Peace Treaty Violation
I doubt these stickers convinced evolutionist students to suddenly become creationists. Indeed, if the students of Cobb County are like most students I know, the stickers largely escaped their notice.
On the other hand, books unadorned with the stickers might well influence creationist students to suddenly doubt the Bible's creation account. In that case, an authority figure (the school) backed by the state is pressing upon them a version of "truth" that varies from what their parents had raised them to believe. In other words, the books without the stickers, not the books with the stickers, should raise a constitutional worry. That is, unless one supposes that the state should wean children away from the religion of their parents.

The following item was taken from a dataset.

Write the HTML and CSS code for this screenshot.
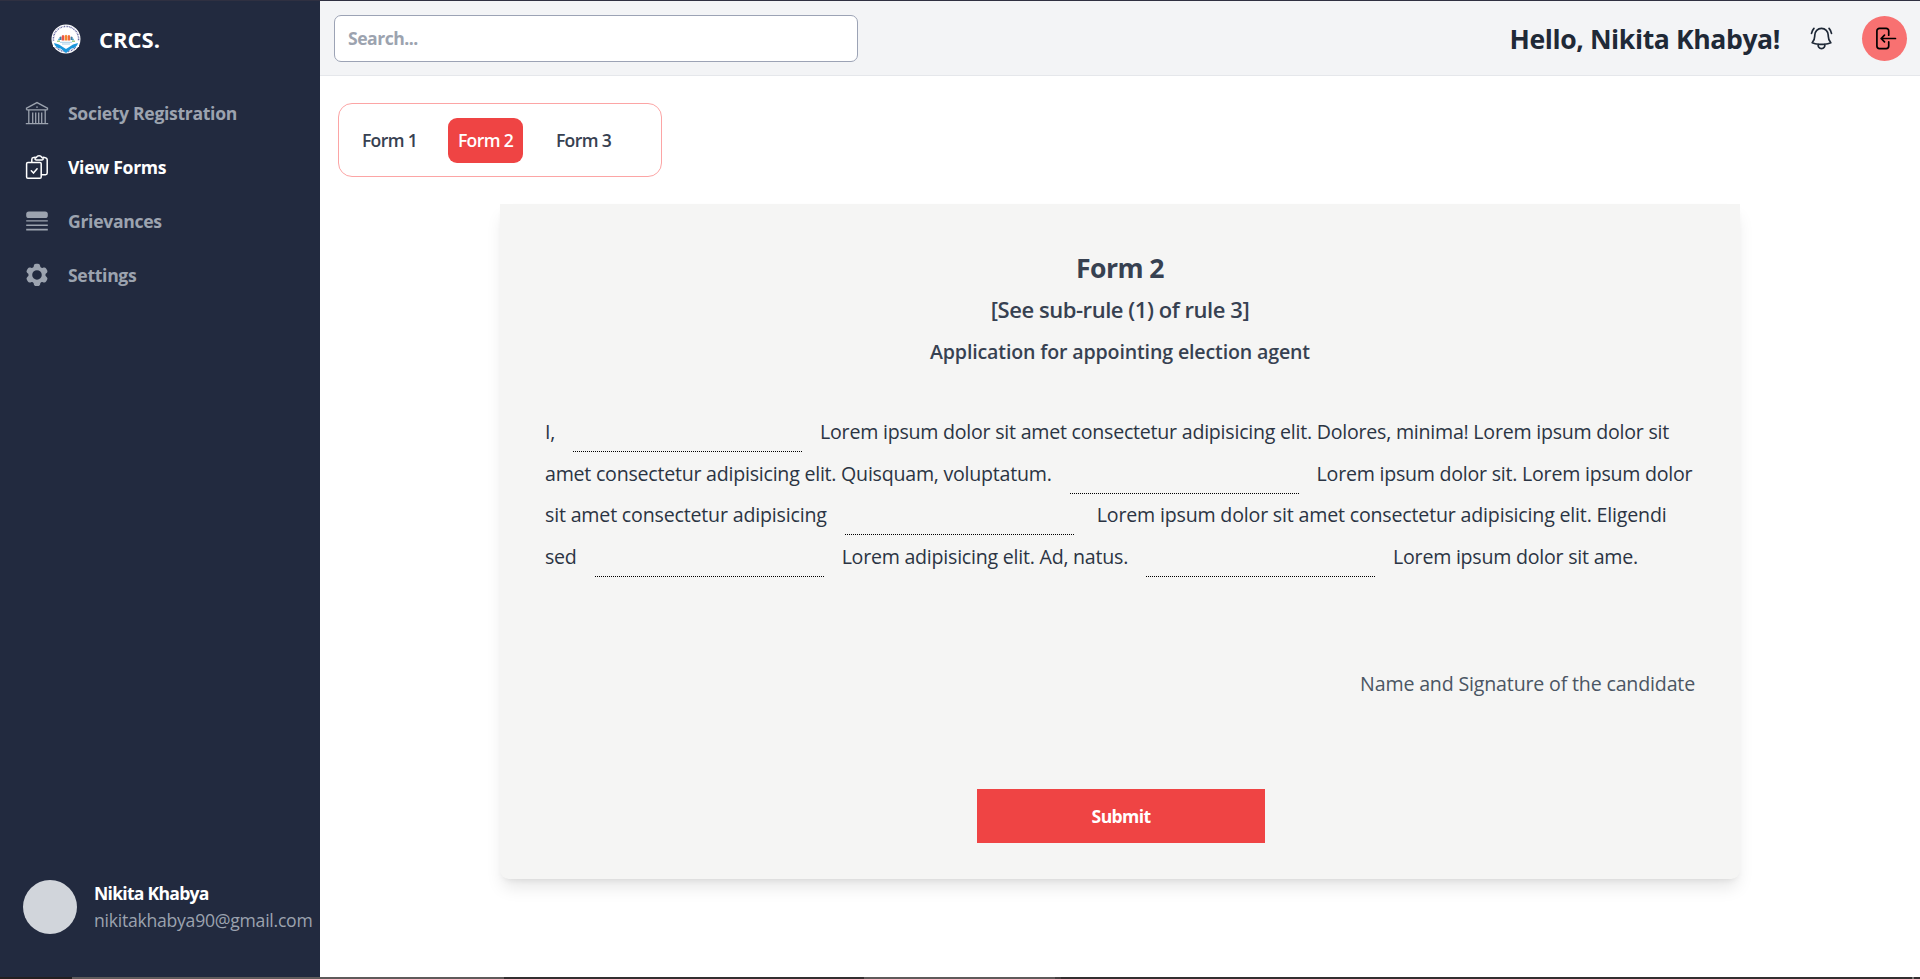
FILE: index.html
```html
<!DOCTYPE html>
<html lang="en">
<head>
<meta charset="utf-8">
<title>CRCS</title>
<link rel="stylesheet" href="styles.css">
</head>
<body>
<div class="edge-top"></div>
<div class="app">
  <aside class="sidebar">
    <div class="brand">
      <svg class="logo" viewBox="0 0 30 30">
        <circle cx="15" cy="15" r="14.5" fill="#fff"/>
        <circle cx="15" cy="15" r="12.6" fill="none" stroke="#3b3f86" stroke-width="1.5" stroke-dasharray="1.3 .8 .7 .6" pathLength="80" opacity=".75"/>
        <path d="M2 17h26v6H2z" fill="#fff"/>
        <g fill="#52b7d8"><circle cx="8" cy="15.6" r="1"/><circle cx="22" cy="15.6" r="1"/></g>
        <path d="M8.5 16v-2.5q1-2 2 0V16z" fill="#3d7fa6"/>
        <path d="M10.7 16.4v-4.3q1.3-2.4 2.6 0v4.3z" fill="#ea5546"/>
        <path d="M13.8 16.4v-4.7q1.3-2 2.4 0v4.7z" fill="#f28a2e"/>
        <path d="M16.6 16.4v-4.3q1.3-2.4 2.6 0v4.3z" fill="#f36b3a"/>
        <path d="M19.6 16v-2.5q1-2 2 0V16z" fill="#3d7fa6"/>
        <path d="M6 17.2h3M21 17.2h3" stroke="#79b94b" stroke-width="1"/>
        <path d="M9 18.3h12M11 20h8" stroke="#9cc7e4" stroke-width=".9"/>
        <path d="M3 19l5 1.5 3.8 2.4L15 25l3.2-2.1 3.8-2.4 5-1.5c-.8 3.2-3 5-6.5 5.6L15 29l-5.5-4.4C6 24 3.8 22.2 3 19z" fill="#1a97dc"/>
      </svg>
      <span class="brand-name">CRCS.</span>
    </div>
    <nav class="menu">
      <a class="item">
        <svg class="icon" viewBox="0 0 24 24" fill="none" stroke="currentColor" stroke-width="1.3">
          <path d="M1.5 8.7V7.2L12 1.6l10.500 5.600v1.500M1.500 8.900h21M3.800 8.900v13.200M7.700 11.500v10.600M10.700 11.500v10.600M13.700 11.500v10.600M16.700 11.500v10.600M20.200 8.900v13.200M.8 22.700h22.400M11.200 6.200h1.600"/>
        </svg>
        <span>Society Registration</span>
      </a>
      <a class="item active">
        <svg class="icon" viewBox="0 0 24 24" fill="none" stroke="currentColor" stroke-width="1.5" stroke-linejoin="round" stroke-linecap="round">
          <rect x="1.6" y="7.4" width="14.6" height="15.8" rx="1.3"/>
          <path d="M6.300 15.800l2.200 2.300 3.600-4.300"/>
          <path d="M6.800 7V4.500Q6.800 2.800 8.500 2.600L10.300 2.200M18 2.200l2.500.5q1.700.3 1.700 2v13.200q0 1.700-1.700 1.800h-3.900"/>
          <path d="M10 4.100q-.3-1.300 1.400-1.700Q12.200.8 14.100.8t2.700 1.600q1.700.4 1.400 1.700-.2.800-1.200.8h-5.800q-1 0-1.200-.8z"/>
        </svg>
        <span>View Forms</span>
      </a>
      <a class="item">
        <svg class="icon" viewBox="0 0 24 24" fill="currentColor">
          <rect x="1.2" y="2.4" width="21.600" height="6.600" rx="2.600"/>
          <path d="M1.200 11.200h21.600v1.400H1.200zM1.200 15.500h21.600v1.400H1.200zM1.200 19.800h21.600v1.600H1.200z"/>
        </svg>
        <span>Grievances</span>
      </a>
      <a class="item">
        <svg class="icon" viewBox="0 0 24 24" fill="currentColor" fill-rule="evenodd">
          <path d="M11.078 2.250c-.917 0-1.699.663-1.850 1.567L9.050 4.889c-.020.120-.115.260-.297.348a7.493 7.493 0 0 0-.986.570c-.166.115-.334.126-.450.083L6.300 5.508a1.875 1.875 0 0 0-2.282.819l-.922 1.597a1.875 1.875 0 0 0 .432 2.385l.840.692c.095.078.170.229.154.430a7.598 7.598 0 0 0 0 1.139c.015.200-.059.352-.153.430l-.841.692a1.875 1.875 0 0 0-.432 2.385l.922 1.597a1.875 1.875 0 0 0 2.282.818l1.019-.382c.115-.043.283-.031.450.082.312.214.641.405.985.570.182.088.277.228.297.350l.178 1.071c.151.904.933 1.567 1.850 1.567h1.844c.916 0 1.699-.663 1.850-1.567l.178-1.072c.020-.120.114-.260.297-.349.344-.165.673-.356.985-.570.167-.114.335-.125.450-.082l1.020.382a1.875 1.875 0 0 0 2.280-.819l.923-1.597a1.875 1.875 0 0 0-.432-2.385l-.840-.692c-.095-.078-.170-.229-.154-.430a7.614 7.614 0 0 0 0-1.139c-.016-.200.059-.352.153-.430l.840-.692c.708-.582.891-1.590.433-2.385l-.922-1.597a1.875 1.875 0 0 0-2.282-.818l-1.020.382c-.114.043-.282.031-.449-.083a7.490 7.490 0 0 0-.985-.570c-.183-.087-.277-.227-.297-.348l-.179-1.072a1.875 1.875 0 0 0-1.850-1.567h-1.843ZM12 16.200a4.200 4.200 0 1 0 0-8.400 4.200 4.200 0 0 0 0 8.400Z" transform="translate(-1.7 -1.7) scale(1.14)"/>
        </svg>
        <span>Settings</span>
      </a>
    </nav>
    <div class="user">
      <div class="avatar"></div>
      <div class="user-text">
        <span class="user-name">Nikita Khabya</span>
        <span class="user-mail">nikitakhabya90@gmail.com</span>
      </div>
    </div>
  </aside>
  <div class="main">
    <header class="header">
      <input class="search" type="text" placeholder="Search...">
      <div class="greeting">Hello, Nikita Khabya!</div>
      <svg class="bell" viewBox="0 0 24 24" fill="none" stroke="currentColor" stroke-width="1.5" stroke-linecap="round" stroke-linejoin="round">
        <path d="M14.857 17.082a23.848 23.848 0 0 0 5.454-1.310A8.967 8.967 0 0 1 18 9.750V9A6 6 0 0 0 6 9v.750a8.967 8.967 0 0 1-2.312 6.022c1.733.640 3.560 1.085 5.455 1.310m5.714 0a24.255 24.255 0 0 1-5.714 0m5.714 0a3 3 0 1 1-5.714 0M3.124 7.500A8.969 8.969 0 0 1 5.292 3m13.416 0a8.969 8.969 0 0 1 2.168 4.500"/>
      </svg>
      <button class="logout">
        <svg class="logout-icon" viewBox="0 0 24 24" fill="none" stroke="currentColor" stroke-width="1.5" stroke-linecap="round" stroke-linejoin="round">
          <path d="M15.750 9V5.250A2.250 2.250 0 0 0 13.500 3h-6a2.250 2.250 0 0 0-2.250 2.250v13.500A2.250 2.250 0 0 0 7.500 21h6a2.250 2.250 0 0 0 2.250-2.250V15M12 9l-3 3m0 0 3 3m-3-3h12.750"/>
        </svg>
      </button>
    </header>
    <div class="tabs">
      <a class="tab">Form 1</a>
      <a class="tab selected">Form 2</a>
      <a class="tab">Form 3</a>
    </div>
    <section class="card">
      <h1 class="title">Form 2</h1>
      <h2 class="rule">[See sub-rule (1) of rule 3]</h2>
      <h3 class="subject">Application for appointing election agent</h3>
      <div class="statement">
        <div class="line"><span>I,</span><i class="blank"></i><span>Lorem ipsum dolor sit amet consectetur adipisicing elit. Dolores, minima! Lorem ipsum dolor sit</span></div>
        <div class="line"><span>amet consectetur adipisicing elit. Quisquam, voluptatum.</span><i class="blank"></i><span>Lorem ipsum dolor sit. Lorem ipsum dolor</span></div>
        <div class="line loose"><span>sit amet consectetur adipisicing</span><i class="blank wide"></i><span>Lorem ipsum dolor sit amet consectetur adipisicing elit. Eligendi</span></div>
        <div class="line"><span>sed</span><i class="blank"></i><span>Lorem adipisicing elit. Ad, natus.</span><i class="blank"></i><span>Lorem ipsum dolor sit ame.</span></div>
      </div>
      <p class="signature">Name and Signature of the candidate</p>
      <button class="submit">Submit</button>
    </section>
  </div>
</div>
<div class="edge-bottom"></div>
</body>
</html>
```
FILE: styles.css
```css
* { box-sizing: border-box; }

body {
  margin: 0;
  height: 979px;
  display: flex;
  flex-direction: column;
  overflow: hidden;
  background: #fff;
  font-family: "Open Sans", "Noto Sans", sans-serif;
  font-size: 17.6px;
  color: #1f2937;
}

.edge-top { height: 1px; background: #2f3041; }
.edge-bottom {
  height: 2px;
  background: linear-gradient(90deg, #231f20 72px, #5f5b5b 72px 504px, #332f30 504px 864px, #5f5b5b 864px 1055px, #454142 1055px 1061px, #332f30 1061px 1912px, #777 1912px 1914px, #332f30 1914px);
}
.app { flex: 1; display: flex; min-height: 0; }

.sidebar {
  width: 320px;
  display: flex;
  flex-direction: column;
  background: #222a3f;
  color: #9ca3af;
}
.brand { display: flex; align-items: center; height: 75px; padding-left: 51px; }
.logo { width: 30px; height: 30px; }
.brand-name { margin-left: 18px; font-size: 22px; font-weight: 700; color: #fff; }
.menu { display: flex; flex-direction: column; padding-top: 10px; }
.item {
  display: flex;
  align-items: center;
  gap: 19px;
  height: 54px;
  padding-left: 25px;
  font-weight: 700;
  letter-spacing: -0.32px;
}
.item.active { color: #fff; }
.icon { width: 24px; height: 24px; }
.user { display: flex; margin-top: auto; padding: 0 0 43px 23px; }
.avatar { width: 54px; height: 54px; border-radius: 50%; background: #d1d5db; }
.user-text { display: flex; flex-direction: column; margin-left: 17px; line-height: 27px; }
.user-name { font-weight: 700; color: #fff; letter-spacing: -0.75px; }
.user-mail { letter-spacing: -0.25px; }

.main { flex: 1; display: flex; flex-direction: column; }
.header {
  display: flex;
  align-items: center;
  height: 75px;
  padding: 0 13px 0 14px;
  background: #f3f4f6;
  border-bottom: 1px solid #e5e7eb;
}
.search {
  width: 524px;
  height: 47px;
  padding: 0 13px;
  border: 1px solid #9ca3b5;
  border-radius: 7px;
  background: #fff;
  font: 700 17.6px "Open Sans", sans-serif;
  letter-spacing: -0.5px;
}
.search::placeholder { color: #9ca3af; opacity: 1; }
.greeting { margin: 2px 0 0 auto; font-size: 26.6px; font-weight: 700; letter-spacing: -0.4px; }
.bell { width: 27px; height: 27px; margin-left: 28px; }
.logout {
  display: flex;
  align-items: center;
  justify-content: center;
  width: 45px;
  height: 45px;
  margin-left: 27px;
  padding: 0;
  border: 0;
  border-radius: 50%;
  background: #f87171;
  color: #000;
}
.logout-icon { width: 27px; height: 27px; }

.tabs {
  display: flex;
  align-items: center;
  width: 324px;
  height: 74px;
  margin: 27px 0 0 18px;
  padding-left: 13px;
  border: 1px solid #fca5a5;
  border-radius: 14px;
}
.tab {
  width: 75px;
  height: 45px;
  border-radius: 9px;
  line-height: 45px;
  text-align: center;
  font-weight: 600;
  letter-spacing: -0.65px;
  white-space: nowrap;
  color: #374151;
}
.tab.selected { margin: 0 23px 0 21px; background: #ef4444; color: #fff; }

.card {
  display: flex;
  flex-direction: column;
  width: 1240px;
  height: 675px;
  margin: 27px auto 0;
  padding: 43.6px 45px 0;
  border-radius: 0 0 9px 9px;
  background: #f5f5f4;
  box-shadow: 0 11px 17px -3px rgb(0 0 0 / .1), 0 4px 7px -4px rgb(0 0 0 / .1);
}
.title, .rule, .subject { margin: 0; text-align: center; line-height: 41.7px; color: #374151; }
.title { font-size: 26.6px; font-weight: 700; letter-spacing: -0.6px; }
.rule { font-size: 22px; font-weight: 600; letter-spacing: -0.45px; }
.subject { font-size: 19.6px; font-weight: 600; letter-spacing: -0.15px; }
.statement { margin-top: 38.5px; font-size: 19.6px; letter-spacing: -0.235px; color: #2b3443; }
.line { display: flex; height: 41.5px; line-height: 41.5px; white-space: nowrap; }
.line.loose { letter-spacing: -0.18px; }
.blank { width: 229px; height: 41px; margin: 0 18px; border-bottom: 1px dotted #000; }
.blank.wide { margin-right: 23px; }
.signature {
  margin: 85.4px 0 0;
  line-height: 42px;
  text-align: right;
  font-size: 19.6px;
  letter-spacing: -0.17px;
  color: #4b5563;
}
.submit {
  width: 288px;
  height: 54px;
  margin: 84px 0 0 432px;
  border: 0;
  background: #ef4444;
  color: #fff;
  font: 700 17.6px "Open Sans", sans-serif;
  letter-spacing: -0.65px;
}
```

One need not be a skeptic on evolution to be a Christian, and one need not be a Christian to be a skeptic on evolution. According to Frank Newport of the Gallup Poll, "Public acceptance of Charles Darwin's theory of evolution is well below the 50 percent mark." Only 35 percent say evolution is well supported by the evidence.
But, whatever one's view on that controversy, it seems reasonable to enforce a central rule: The state should not, without very strong reason, interfere with the religious choices of parents. Where the state feels it must do so—for example, by teaching evolution in the science curriculum—a cautionary sticker of the sort struck down in Cobb County seems a reasonable compromise between church and state.